→ Problem details: Copy nothing but the text: reproduce each line of the listing exactly and leave the pictures out.

→ Supplied data:
• • •

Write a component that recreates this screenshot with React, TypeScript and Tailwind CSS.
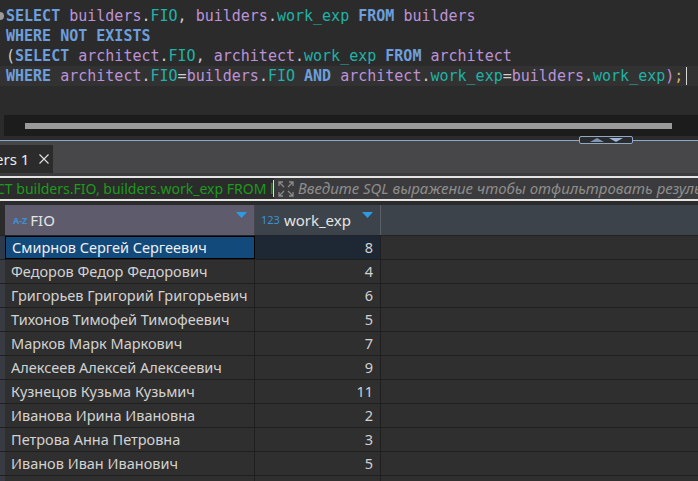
import React from "react";

type Tok = { t: string; c: "k" | "i" | "f" | "p" | "s" };

const colors: Record<Tok["c"], string> = {
  k: "text-[#6d9fdc] font-bold",
  i: "text-[#bd93d8]",
  f: "text-[#1fb3a8]",
  p: "text-[#cfcfcf]",
  s: "text-[#d6b35a]",
};

const k = (t: string): Tok => ({ t, c: "k" });
const i = (t: string): Tok => ({ t, c: "i" });
const f = (t: string): Tok => ({ t, c: "f" });
const p = (t: string): Tok => ({ t, c: "p" });

const code: Tok[][] = [
  [k("SELECT"), p(" "), i("builders"), p("."), f("FIO"), p(", "), i("builders"), p("."), f("work_exp"), p(" "), k("FROM"), p(" "), i("builders")],
  [k("WHERE NOT EXISTS")],
  [p("("), k("SELECT"), p(" "), i("architect"), p("."), f("FIO"), p(", "), i("architect"), p("."), f("work_exp"), p(" "), k("FROM"), p(" "), i("architect")],
  [
    k("WHERE"), p(" "), i("architect"), p("."), f("FIO"), p("="), i("builders"), p("."), f("FIO"), p(" "), k("AND"), p(" "),
    i("architect"), p("."), f("work_exp"), p("="), i("builders"), p("."), f("work_exp"), { t: ")", c: "i" }, { t: ";", c: "s" },
  ],
];

const rows: [string, number][] = [
  ["Смирнов Сергей Сергеевич", 8],
  ["Федоров Федор Федорович", 4],
  ["Григорьев Григорий Григорьевич", 6],
  ["Тихонов Тимофей Тимофеевич", 5],
  ["Марков Марк Маркович", 7],
  ["Алексеев Алексей Алексеевич", 9],
  ["Кузнецов Кузьма Кузьмич", 11],
  ["Иванова Ирина Ивановна", 2],
  ["Петрова Анна Петровна", 3],
  ["Иванов Иван Иванович", 5],
  ["", 0],
];

function SortArrow() {
  return (
    <svg width="11" height="6" viewBox="0 0 11 6" className="shrink-0">
      <path d="M0 0 H11 L5.5 6 Z" fill="#2e9be0" />
    </svg>
  );
}

export default function App() {
  return (
    <div className="flex h-[481px] w-[698px] flex-col overflow-hidden bg-[#2b2b2b] font-['Noto_Sans',sans-serif]">
      {/* editor */}
      <div className="relative flex h-[140px] shrink-0 flex-col bg-[#2b2b2b]">
        <div className="absolute left-[-4px] top-[12px] h-[8px] w-[8px] rounded-full bg-[#9a9a9a]" />
        <div className="flex-1 pt-[6px] font-['DejaVu_Sans_Mono',monospace] text-[15px]">
          {code.map((line, li) => (
            <div
              key={li}
              className={`flex h-5 items-center whitespace-pre pl-[6px] leading-5 ${li === 3 ? "bg-[#323232]" : ""}`}
            >
              {line.map((tok, ti) => (
                <span key={ti} className={colors[tok.c]}>
                  {tok.t}
                </span>
              ))}
              {li === 3 && <span className="ml-[3px] h-[18px] w-[1px] bg-[#d8d8d8]" />}
            </div>
          ))}
        </div>
        <div className="ml-[4px] flex h-[21px] items-start bg-[#1c1c1c] pl-[21px] pt-[8px]">
          <div className="h-[6px] w-[647px] bg-[#9a9a9a]" />
        </div>
        <div className="h-[4px]" />
      </div>

      {/* splitter */}
      <div className="relative h-[1px] shrink-0 bg-[#8fa8c8]">
        <div className="absolute left-[579px] top-[-4px] flex h-[8px] w-[54px] items-center justify-center gap-[5px] rounded-[2px] border border-[#8fa8c8] bg-[#2b2b2b]">
          <svg width="14" height="4" viewBox="0 0 14 4">
            <path d="M0 4 L7 0 L14 4 Z" fill="#7f96b2" />
          </svg>
          <svg width="14" height="4" viewBox="0 0 14 4">
            <path d="M0 0 H14 L7 4 Z" fill="#9fb6d2" />
          </svg>
        </div>
      </div>

      {/* tabs */}
      <div className="flex h-[32px] shrink-0 items-end bg-[#47474a]">
        <div className="flex h-[28px] w-[53px] items-center overflow-hidden whitespace-nowrap bg-[#2b2b2b] text-[15px] text-[#ececec]">
          <span className="ml-[-5px] shrink-0">ers 1</span>
          <svg width="10" height="10" viewBox="0 0 10 10" className="ml-[10px] shrink-0">
            <path d="M0.5 0.5 L9.5 9.5 M9.5 0.5 L0.5 9.5" stroke="#e0e0e0" strokeWidth="1.1" />
          </svg>
        </div>
      </div>
      <div className="h-[3px] shrink-0 bg-[#3c3c3e]" />

      {/* filter */}
      <div className="flex h-[25px] shrink-0 items-stretch border-y-2 border-[#e4e4e4] bg-[#2b2b2b]">
        <div className="flex w-[273px] items-center overflow-hidden whitespace-nowrap text-[14px] text-[#1e9a1e]">
          <span className="ml-[-4px] shrink-0">CT builders.FIO, builders.work_exp FROM l</span>
        </div>
        <div className="my-[2px] w-[1px] bg-[#e0e0e0]" />
        <div className="flex flex-1 items-center gap-[4px] overflow-hidden whitespace-nowrap bg-[#3b3b3d] pl-[4px]">
          <svg width="16" height="16" viewBox="0 0 16 16" className="shrink-0">
            <g stroke="#8a8a8a" strokeWidth="1.3" fill="none">
              <path d="M1 5 V1 H5 M1 1 L6 6" />
              <path d="M11 1 H15 V5 M15 1 L10 6" />
              <path d="M1 11 V15 H5 M1 15 L6 10" />
              <path d="M15 11 V15 H11 M15 15 L10 10" />
            </g>
          </svg>
          <span className="shrink-0 text-[15px] italic text-[#8e8e8e]">
            Введите SQL выражение чтобы отфильтровать результаты
          </span>
        </div>
      </div>

      {/* grid */}
      <div className="flex-1 pt-[4px]">
        <div className="flex h-[31px] border-b border-[#232323]">
          <div className="w-[5px] bg-[#2b2b2b]" />
          <div className="flex w-[250px] items-start border-r border-[#45454d] bg-[#5e5c6c] pl-[8px] pr-[7px]">
            <div className="flex h-[31px] flex-1 items-center gap-[3px]">
              <span className="text-[9px] font-bold text-[#3d8fd8]">A-Z</span>
              <span className="text-[15px] text-[#e4e4e4]">FIO</span>
            </div>
            <div className="pt-[7px]">
              <SortArrow />
            </div>
          </div>
          <div className="flex w-[126px] items-start border-r border-[#5a5f66] bg-[#3c434a] pl-[6px] pr-[7px]">
            <div className="flex h-[31px] flex-1 items-center gap-[4px]">
              <span className="text-[11px] text-[#3d8fd8]">123</span>
              <span className="text-[15px] text-[#e4e4e4]">work_exp</span>
            </div>
            <div className="pt-[7px]">
              <SortArrow />
            </div>
          </div>
          <div className="flex-1 bg-[#3c434a]" />
        </div>
        {rows.map(([name, n], ri) => {
          const sel = ri === 0;
          return (
            <div key={ri} className="flex h-[24px] border-b border-[#1f1f1f] text-[14.5px] text-[#d2d2d2]">
              <div className={`w-[5px] ${sel ? "bg-[#2c3a4a]" : "bg-[#383c42]"}`} />
              <div
                className={`flex w-[250px] items-center overflow-hidden whitespace-nowrap border-r border-[#1f1f1f] pl-[6px] ${
                  sel ? "border border-black bg-[#134a7c] text-[#f0f0f0]" : "bg-[#2f2f2f]"
                }`}
              >
                {name}
              </div>
              <div
                className={`flex w-[126px] items-center justify-end border-r border-[#1f1f1f] pr-[7px] ${
                  sel ? "bg-[#1d2834]" : "bg-[#2f2f2f]"
                }`}
              >
                {name ? n : ""}
              </div>
              <div className="flex-1 bg-[#2f2f2f]" />
            </div>
          );
        })}
      </div>
    </div>
  );
}
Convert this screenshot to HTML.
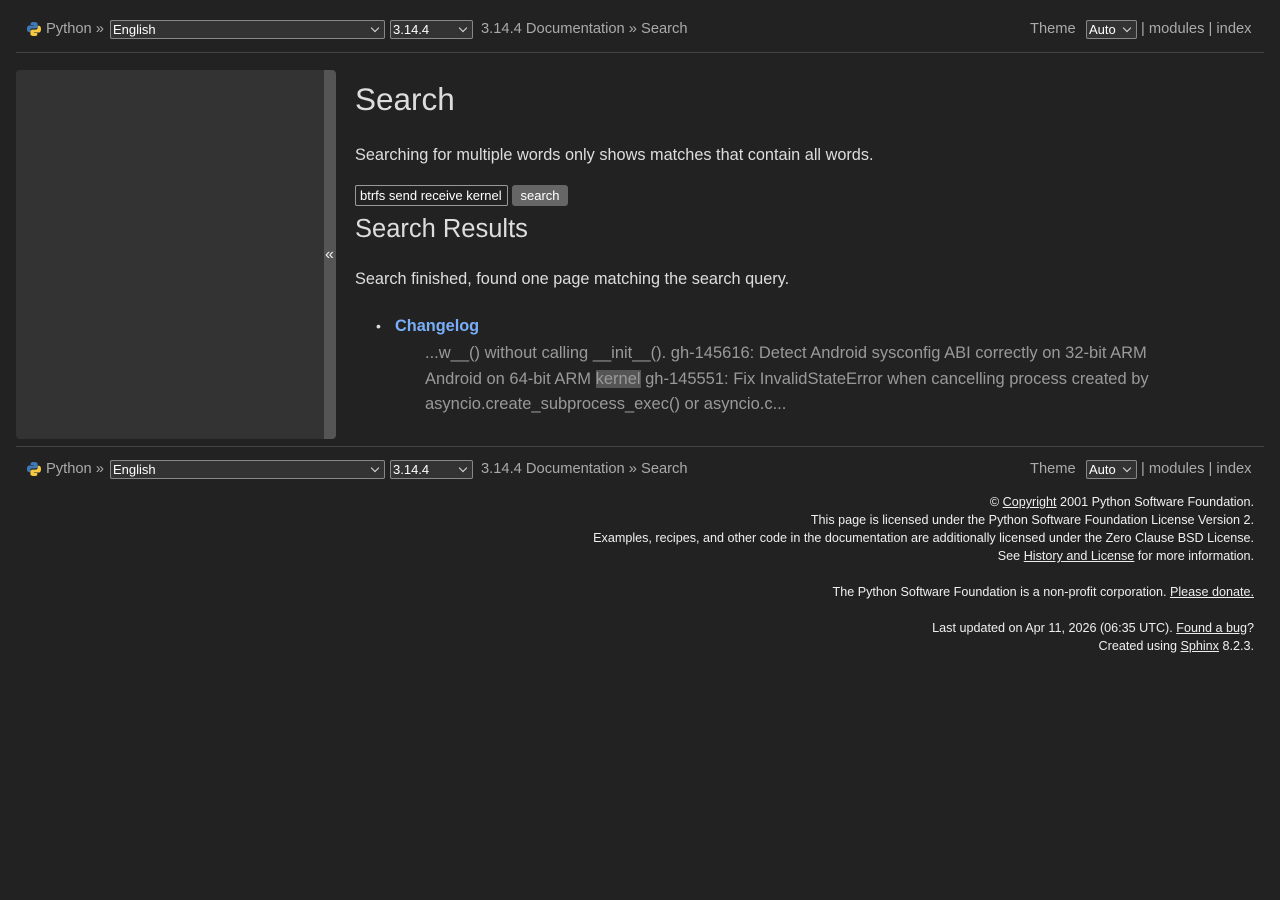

• • •

→ Exercise response:
Write a component that recreates this screenshot with React, TypeScript and Tailwind CSS.
import React from "react";

type Tok = { t: string; c: "k" | "i" | "f" | "p" | "s" };

const colors: Record<Tok["c"], string> = {
  k: "text-[#6d9fdc] font-bold",
  i: "text-[#bd93d8]",
  f: "text-[#1fb3a8]",
  p: "text-[#cfcfcf]",
  s: "text-[#d6b35a]",
};

const k = (t: string): Tok => ({ t, c: "k" });
const i = (t: string): Tok => ({ t, c: "i" });
const f = (t: string): Tok => ({ t, c: "f" });
const p = (t: string): Tok => ({ t, c: "p" });

const code: Tok[][] = [
  [k("SELECT"), p(" "), i("builders"), p("."), f("FIO"), p(", "), i("builders"), p("."), f("work_exp"), p(" "), k("FROM"), p(" "), i("builders")],
  [k("WHERE NOT EXISTS")],
  [p("("), k("SELECT"), p(" "), i("architect"), p("."), f("FIO"), p(", "), i("architect"), p("."), f("work_exp"), p(" "), k("FROM"), p(" "), i("architect")],
  [
    k("WHERE"), p(" "), i("architect"), p("."), f("FIO"), p("="), i("builders"), p("."), f("FIO"), p(" "), k("AND"), p(" "),
    i("architect"), p("."), f("work_exp"), p("="), i("builders"), p("."), f("work_exp"), { t: ")", c: "i" }, { t: ";", c: "s" },
  ],
];

const rows: [string, number][] = [
  ["Смирнов Сергей Сергеевич", 8],
  ["Федоров Федор Федорович", 4],
  ["Григорьев Григорий Григорьевич", 6],
  ["Тихонов Тимофей Тимофеевич", 5],
  ["Марков Марк Маркович", 7],
  ["Алексеев Алексей Алексеевич", 9],
  ["Кузнецов Кузьма Кузьмич", 11],
  ["Иванова Ирина Ивановна", 2],
  ["Петрова Анна Петровна", 3],
  ["Иванов Иван Иванович", 5],
  ["", 0],
];

function SortArrow() {
  return (
    <svg width="11" height="6" viewBox="0 0 11 6" className="shrink-0">
      <path d="M0 0 H11 L5.5 6 Z" fill="#2e9be0" />
    </svg>
  );
}

export default function App() {
  return (
    <div className="flex h-[481px] w-[698px] flex-col overflow-hidden bg-[#2b2b2b] font-['Noto_Sans',sans-serif]">
      {/* editor */}
      <div className="relative flex h-[140px] shrink-0 flex-col bg-[#2b2b2b]">
        <div className="absolute left-[-4px] top-[12px] h-[8px] w-[8px] rounded-full bg-[#9a9a9a]" />
        <div className="flex-1 pt-[6px] font-['DejaVu_Sans_Mono',monospace] text-[15px]">
          {code.map((line, li) => (
            <div
              key={li}
              className={`flex h-5 items-center whitespace-pre pl-[6px] leading-5 ${li === 3 ? "bg-[#323232]" : ""}`}
            >
              {line.map((tok, ti) => (
                <span key={ti} className={colors[tok.c]}>
                  {tok.t}
                </span>
              ))}
              {li === 3 && <span className="ml-[3px] h-[18px] w-[1px] bg-[#d8d8d8]" />}
            </div>
          ))}
        </div>
        <div className="ml-[4px] flex h-[21px] items-start bg-[#1c1c1c] pl-[21px] pt-[8px]">
          <div className="h-[6px] w-[647px] bg-[#9a9a9a]" />
        </div>
        <div className="h-[4px]" />
      </div>

      {/* splitter */}
      <div className="relative h-[1px] shrink-0 bg-[#8fa8c8]">
        <div className="absolute left-[579px] top-[-4px] flex h-[8px] w-[54px] items-center justify-center gap-[5px] rounded-[2px] border border-[#8fa8c8] bg-[#2b2b2b]">
          <svg width="14" height="4" viewBox="0 0 14 4">
            <path d="M0 4 L7 0 L14 4 Z" fill="#7f96b2" />
          </svg>
          <svg width="14" height="4" viewBox="0 0 14 4">
            <path d="M0 0 H14 L7 4 Z" fill="#9fb6d2" />
          </svg>
        </div>
      </div>

      {/* tabs */}
      <div className="flex h-[32px] shrink-0 items-end bg-[#47474a]">
        <div className="flex h-[28px] w-[53px] items-center overflow-hidden whitespace-nowrap bg-[#2b2b2b] text-[15px] text-[#ececec]">
          <span className="ml-[-5px] shrink-0">ers 1</span>
          <svg width="10" height="10" viewBox="0 0 10 10" className="ml-[10px] shrink-0">
            <path d="M0.5 0.5 L9.5 9.5 M9.5 0.5 L0.5 9.5" stroke="#e0e0e0" strokeWidth="1.1" />
          </svg>
        </div>
      </div>
      <div className="h-[3px] shrink-0 bg-[#3c3c3e]" />

      {/* filter */}
      <div className="flex h-[25px] shrink-0 items-stretch border-y-2 border-[#e4e4e4] bg-[#2b2b2b]">
        <div className="flex w-[273px] items-center overflow-hidden whitespace-nowrap text-[14px] text-[#1e9a1e]">
          <span className="ml-[-4px] shrink-0">CT builders.FIO, builders.work_exp FROM l</span>
        </div>
        <div className="my-[2px] w-[1px] bg-[#e0e0e0]" />
        <div className="flex flex-1 items-center gap-[4px] overflow-hidden whitespace-nowrap bg-[#3b3b3d] pl-[4px]">
          <svg width="16" height="16" viewBox="0 0 16 16" className="shrink-0">
            <g stroke="#8a8a8a" strokeWidth="1.3" fill="none">
              <path d="M1 5 V1 H5 M1 1 L6 6" />
              <path d="M11 1 H15 V5 M15 1 L10 6" />
              <path d="M1 11 V15 H5 M1 15 L6 10" />
              <path d="M15 11 V15 H11 M15 15 L10 10" />
            </g>
          </svg>
          <span className="shrink-0 text-[15px] italic text-[#8e8e8e]">
            Введите SQL выражение чтобы отфильтровать результаты
          </span>
        </div>
      </div>

      {/* grid */}
      <div className="flex-1 pt-[4px]">
        <div className="flex h-[31px] border-b border-[#232323]">
          <div className="w-[5px] bg-[#2b2b2b]" />
          <div className="flex w-[250px] items-start border-r border-[#45454d] bg-[#5e5c6c] pl-[8px] pr-[7px]">
            <div className="flex h-[31px] flex-1 items-center gap-[3px]">
              <span className="text-[9px] font-bold text-[#3d8fd8]">A-Z</span>
              <span className="text-[15px] text-[#e4e4e4]">FIO</span>
            </div>
            <div className="pt-[7px]">
              <SortArrow />
            </div>
          </div>
          <div className="flex w-[126px] items-start border-r border-[#5a5f66] bg-[#3c434a] pl-[6px] pr-[7px]">
            <div className="flex h-[31px] flex-1 items-center gap-[4px]">
              <span className="text-[11px] text-[#3d8fd8]">123</span>
              <span className="text-[15px] text-[#e4e4e4]">work_exp</span>
            </div>
            <div className="pt-[7px]">
              <SortArrow />
            </div>
          </div>
          <div className="flex-1 bg-[#3c434a]" />
        </div>
        {rows.map(([name, n], ri) => {
          const sel = ri === 0;
          return (
            <div key={ri} className="flex h-[24px] border-b border-[#1f1f1f] text-[14.5px] text-[#d2d2d2]">
              <div className={`w-[5px] ${sel ? "bg-[#2c3a4a]" : "bg-[#383c42]"}`} />
              <div
                className={`flex w-[250px] items-center overflow-hidden whitespace-nowrap border-r border-[#1f1f1f] pl-[6px] ${
                  sel ? "border border-black bg-[#134a7c] text-[#f0f0f0]" : "bg-[#2f2f2f]"
                }`}
              >
                {name}
              </div>
              <div
                className={`flex w-[126px] items-center justify-end border-r border-[#1f1f1f] pr-[7px] ${
                  sel ? "bg-[#1d2834]" : "bg-[#2f2f2f]"
                }`}
              >
                {name ? n : ""}
              </div>
              <div className="flex-1 bg-[#2f2f2f]" />
            </div>
          );
        })}
      </div>
    </div>
  );
}
Convert this screenshot to HTML.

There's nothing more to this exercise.